Generally, “X” should be kept as low as possible, In a real incremental number—the Least Significant Bit (LSB), (in the one's place) would change polarity every cycle, but the Most Significant Bit would change polarity only every 64 cycles (for a 7 bits counter). So, instead of a real incremental number (where the MSB has the worst rate case) use a different encoding where all/most NUD bits changes each cycle. For example, instead of a simple incremental series {0000000, 0000001, 0000010, . . . } use a mirror like series {0000000, 1111111, 0000001, 1111110, . . . }.

The programmed non-user data (NUD) is either (1) cyclically shifted according to an incremental number, or (2) the incremental number (such as with a mirror like series), In either case, each program command will have a different number of bits rotated, even if the user inserts the same user data, and the same ED bits are calculated for the user data.

An even program rate on user data is achieved by the data scrambling operation (bitwise XOR with a scrambling pattern).

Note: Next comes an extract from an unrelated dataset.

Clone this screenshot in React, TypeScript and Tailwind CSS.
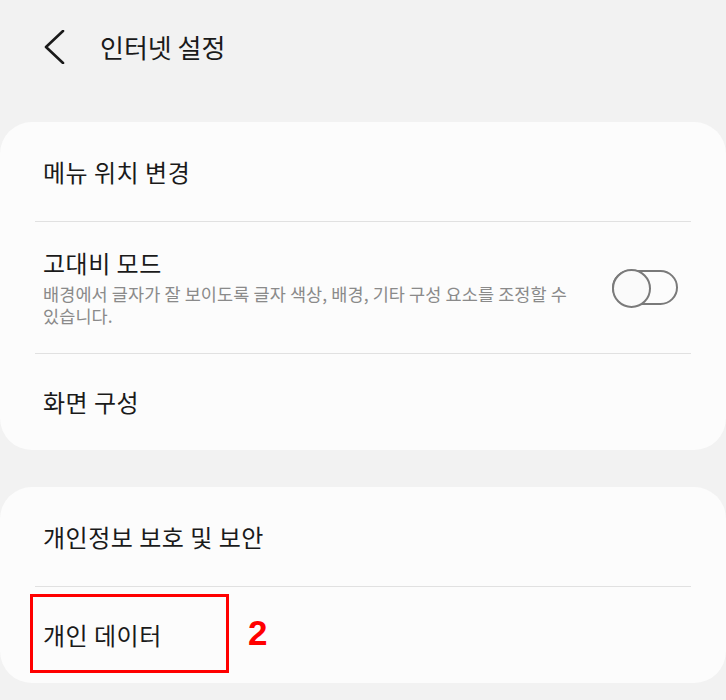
import type { ReactNode } from "react";

const font = { fontFamily: '"Noto Sans CJK KR", "Noto Sans", sans-serif' };

function Divider() {
  return <div className="h-px bg-[#e1e1e1]" />;
}

function Row({ h, children }: { h: string; children: ReactNode }) {
  return <div className={`relative flex items-center pl-2 ${h}`}>{children}</div>;
}

function Toggle() {
  return (
    <div className="relative mr-[13px] h-[35px] w-[66px] shrink-0 rounded-full border-2 border-[#7a7a7a]">
      <div className="absolute -left-[2px] -top-[3px] h-[39px] w-[39px] rounded-full border-2 border-[#7a7a7a] bg-[#fafafa]" />
    </div>
  );
}

export default function App() {
  return (
    <div className="h-[700px] w-[726px] overflow-hidden bg-[#f2f2f2] text-[#1a1a1a]" style={font}>
      {/* Header */}
      <div className="flex h-[94px] items-center">
        <svg className="ml-[44px]" width="21" height="34" viewBox="0 0 21 34" fill="none">
          <polyline points="19,1 2,17 19,33" stroke="#1a1a1a" strokeWidth="2.6" strokeLinecap="round" strokeLinejoin="round" />
        </svg>
        <span className="ml-[35px] text-[26px] leading-none">인터넷 설정</span>
      </div>

      {/* Card 1 */}
      <div className="mt-[28px] rounded-[32px] bg-[#fcfcfc] px-[35px]">
        <Row h="h-[99px]">
          <span className="text-[24px] tracking-[0.5px]">메뉴 위치 변경</span>
        </Row>
        <Divider />
        <Row h="h-[131px]">
          <div className="flex-1 pr-[28px]">
            <div className="text-[24px] leading-[30px] tracking-[0.5px]">고대비 모드</div>
            <div className="mt-[5px] break-keep text-[17.5px] leading-[22px] tracking-[0.1px] text-[#8a8a8a]">
              배경에서 글자가 잘 보이도록 글자 색상, 배경, 기타 구성 요소를 조정할 수 있습니다.
            </div>
          </div>
          <Toggle />
        </Row>
        <Divider />
        <Row h="h-[96px]">
          <span className="text-[24px] tracking-[0.5px]">화면 구성</span>
        </Row>
      </div>

      {/* Card 2 */}
      <div className="mt-[37px] rounded-[32px] bg-[#fcfcfc] px-[35px]">
        <Row h="h-[99px]">
          <span className="text-[24px] tracking-[0.5px]">개인정보 보호 및 보안</span>
        </Row>
        <Divider />
        <Row h="h-[96px]">
          <span className="text-[24px] tracking-[0.5px]">개인 데이터</span>
          <div className="absolute -left-[5px] top-[7px] h-[79px] w-[199px] border-[3px] border-[#ff0000]" />
          <span
            className="absolute left-[213px] top-[28px] text-[35px] font-bold leading-none text-[#ff0000]"
            style={{ fontFamily: '"Liberation Sans", Arial, sans-serif' }}
          >
            2
          </span>
        </Row>
      </div>
    </div>
  );
}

There is the non-user data (NUD) which can't be scrambled. The NUD currently contains two types of data: (1) ED bits (2) incremental number. An even program rate on the NUD may be achieved by (1) cyclicly rotating the ED bits, or (2) using a mirror like series instead of an incremental number.

There are at least two special non-data (NUD) types, One is error detection (ED), which is cyclically shifted. The other type is an incremental number that will not be cyclically shifted—it does not need to be—just fiom being an incremental (changing every cycle, by an increment), different bits are programmed each time.

As mentioned above, two non-data (NUD) types are: any data that can't be scrambled (for example the ED bits), and the other type is any data that can't be scrambled or cyclically shifted (for example the cycle counter (=PBE counter)).

With X as low as possible, a simple internal sequence is not used, but rather the sequence may be (0, mirror, 1, mirror, . . . ).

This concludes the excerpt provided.